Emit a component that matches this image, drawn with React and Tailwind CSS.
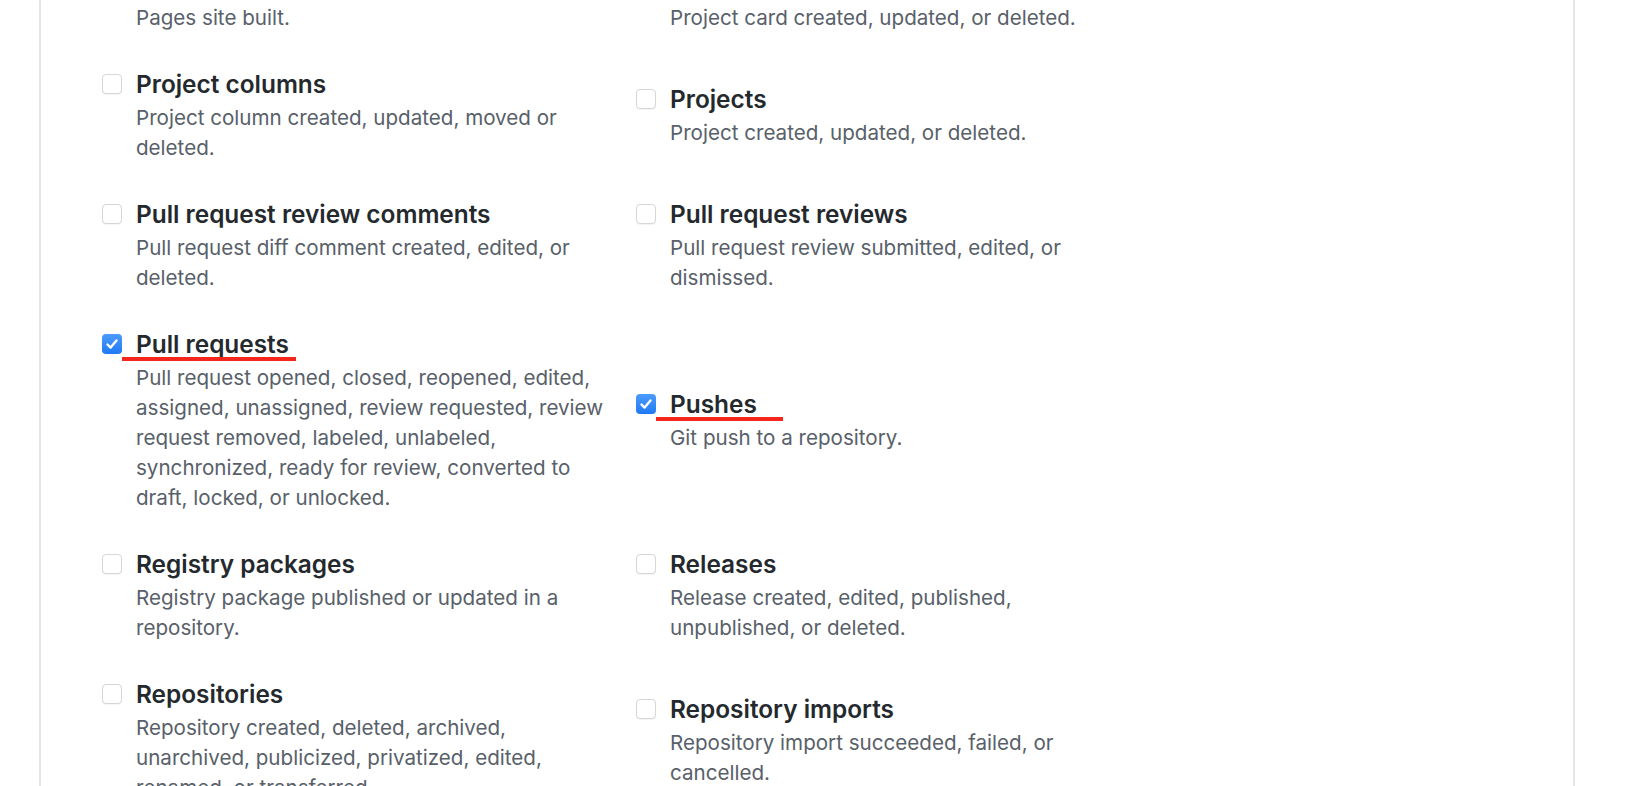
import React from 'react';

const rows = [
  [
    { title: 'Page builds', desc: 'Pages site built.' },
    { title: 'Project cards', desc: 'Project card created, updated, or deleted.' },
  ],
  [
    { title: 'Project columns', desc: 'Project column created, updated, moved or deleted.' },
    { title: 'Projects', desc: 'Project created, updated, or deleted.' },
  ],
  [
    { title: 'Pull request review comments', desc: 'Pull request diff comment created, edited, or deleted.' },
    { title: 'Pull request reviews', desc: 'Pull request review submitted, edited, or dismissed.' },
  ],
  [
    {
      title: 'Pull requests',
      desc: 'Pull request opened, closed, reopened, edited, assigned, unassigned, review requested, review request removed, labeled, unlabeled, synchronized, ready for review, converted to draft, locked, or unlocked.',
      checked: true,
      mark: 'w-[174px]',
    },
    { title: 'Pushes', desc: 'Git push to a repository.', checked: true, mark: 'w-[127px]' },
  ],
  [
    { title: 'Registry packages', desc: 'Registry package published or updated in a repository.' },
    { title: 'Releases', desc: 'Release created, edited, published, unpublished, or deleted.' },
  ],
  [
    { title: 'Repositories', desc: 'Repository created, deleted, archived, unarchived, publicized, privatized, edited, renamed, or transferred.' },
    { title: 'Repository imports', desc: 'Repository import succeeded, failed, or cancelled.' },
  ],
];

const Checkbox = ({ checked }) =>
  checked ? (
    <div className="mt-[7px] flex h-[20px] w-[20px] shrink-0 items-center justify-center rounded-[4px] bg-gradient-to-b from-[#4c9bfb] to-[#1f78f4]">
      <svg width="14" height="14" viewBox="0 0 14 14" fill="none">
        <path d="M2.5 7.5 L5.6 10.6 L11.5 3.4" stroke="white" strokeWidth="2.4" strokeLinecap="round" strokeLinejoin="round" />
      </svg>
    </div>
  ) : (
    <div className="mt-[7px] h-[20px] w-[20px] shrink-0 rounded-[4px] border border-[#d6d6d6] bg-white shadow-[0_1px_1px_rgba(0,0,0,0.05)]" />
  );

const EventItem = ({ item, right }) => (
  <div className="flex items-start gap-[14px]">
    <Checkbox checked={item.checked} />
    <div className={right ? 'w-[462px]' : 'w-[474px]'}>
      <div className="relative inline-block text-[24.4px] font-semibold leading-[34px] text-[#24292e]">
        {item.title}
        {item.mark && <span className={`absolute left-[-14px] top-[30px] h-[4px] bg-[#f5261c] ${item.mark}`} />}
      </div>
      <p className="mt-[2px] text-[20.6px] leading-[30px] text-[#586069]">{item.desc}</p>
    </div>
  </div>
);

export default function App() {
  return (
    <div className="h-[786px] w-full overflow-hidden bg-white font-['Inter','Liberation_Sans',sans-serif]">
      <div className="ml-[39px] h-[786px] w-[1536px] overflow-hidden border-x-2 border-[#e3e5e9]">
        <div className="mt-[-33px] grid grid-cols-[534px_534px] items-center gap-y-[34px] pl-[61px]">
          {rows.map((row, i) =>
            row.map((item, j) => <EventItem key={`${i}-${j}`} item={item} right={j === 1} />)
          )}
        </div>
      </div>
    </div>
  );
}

──────────────────────────────

## EXERCISE BRIEF
Without the pictures, output the full listing exactly as it stands.

## SOLUTION FOR THIS PROBLEM
Emit a component that matches this image, drawn with React and Tailwind CSS.
import React from 'react';

const rows = [
  [
    { title: 'Page builds', desc: 'Pages site built.' },
    { title: 'Project cards', desc: 'Project card created, updated, or deleted.' },
  ],
  [
    { title: 'Project columns', desc: 'Project column created, updated, moved or deleted.' },
    { title: 'Projects', desc: 'Project created, updated, or deleted.' },
  ],
  [
    { title: 'Pull request review comments', desc: 'Pull request diff comment created, edited, or deleted.' },
    { title: 'Pull request reviews', desc: 'Pull request review submitted, edited, or dismissed.' },
  ],
  [
    {
      title: 'Pull requests',
      desc: 'Pull request opened, closed, reopened, edited, assigned, unassigned, review requested, review request removed, labeled, unlabeled, synchronized, ready for review, converted to draft, locked, or unlocked.',
      checked: true,
      mark: 'w-[174px]',
    },
    { title: 'Pushes', desc: 'Git push to a repository.', checked: true, mark: 'w-[127px]' },
  ],
  [
    { title: 'Registry packages', desc: 'Registry package published or updated in a repository.' },
    { title: 'Releases', desc: 'Release created, edited, published, unpublished, or deleted.' },
  ],
  [
    { title: 'Repositories', desc: 'Repository created, deleted, archived, unarchived, publicized, privatized, edited, renamed, or transferred.' },
    { title: 'Repository imports', desc: 'Repository import succeeded, failed, or cancelled.' },
  ],
];

const Checkbox = ({ checked }) =>
  checked ? (
    <div className="mt-[7px] flex h-[20px] w-[20px] shrink-0 items-center justify-center rounded-[4px] bg-gradient-to-b from-[#4c9bfb] to-[#1f78f4]">
      <svg width="14" height="14" viewBox="0 0 14 14" fill="none">
        <path d="M2.5 7.5 L5.6 10.6 L11.5 3.4" stroke="white" strokeWidth="2.4" strokeLinecap="round" strokeLinejoin="round" />
      </svg>
    </div>
  ) : (
    <div className="mt-[7px] h-[20px] w-[20px] shrink-0 rounded-[4px] border border-[#d6d6d6] bg-white shadow-[0_1px_1px_rgba(0,0,0,0.05)]" />
  );

const EventItem = ({ item, right }) => (
  <div className="flex items-start gap-[14px]">
    <Checkbox checked={item.checked} />
    <div className={right ? 'w-[462px]' : 'w-[474px]'}>
      <div className="relative inline-block text-[24.4px] font-semibold leading-[34px] text-[#24292e]">
        {item.title}
        {item.mark && <span className={`absolute left-[-14px] top-[30px] h-[4px] bg-[#f5261c] ${item.mark}`} />}
      </div>
      <p className="mt-[2px] text-[20.6px] leading-[30px] text-[#586069]">{item.desc}</p>
    </div>
  </div>
);

export default function App() {
  return (
    <div className="h-[786px] w-full overflow-hidden bg-white font-['Inter','Liberation_Sans',sans-serif]">
      <div className="ml-[39px] h-[786px] w-[1536px] overflow-hidden border-x-2 border-[#e3e5e9]">
        <div className="mt-[-33px] grid grid-cols-[534px_534px] items-center gap-y-[34px] pl-[61px]">
          {rows.map((row, i) =>
            row.map((item, j) => <EventItem key={`${i}-${j}`} item={item} right={j === 1} />)
          )}
        </div>
      </div>
    </div>
  );
}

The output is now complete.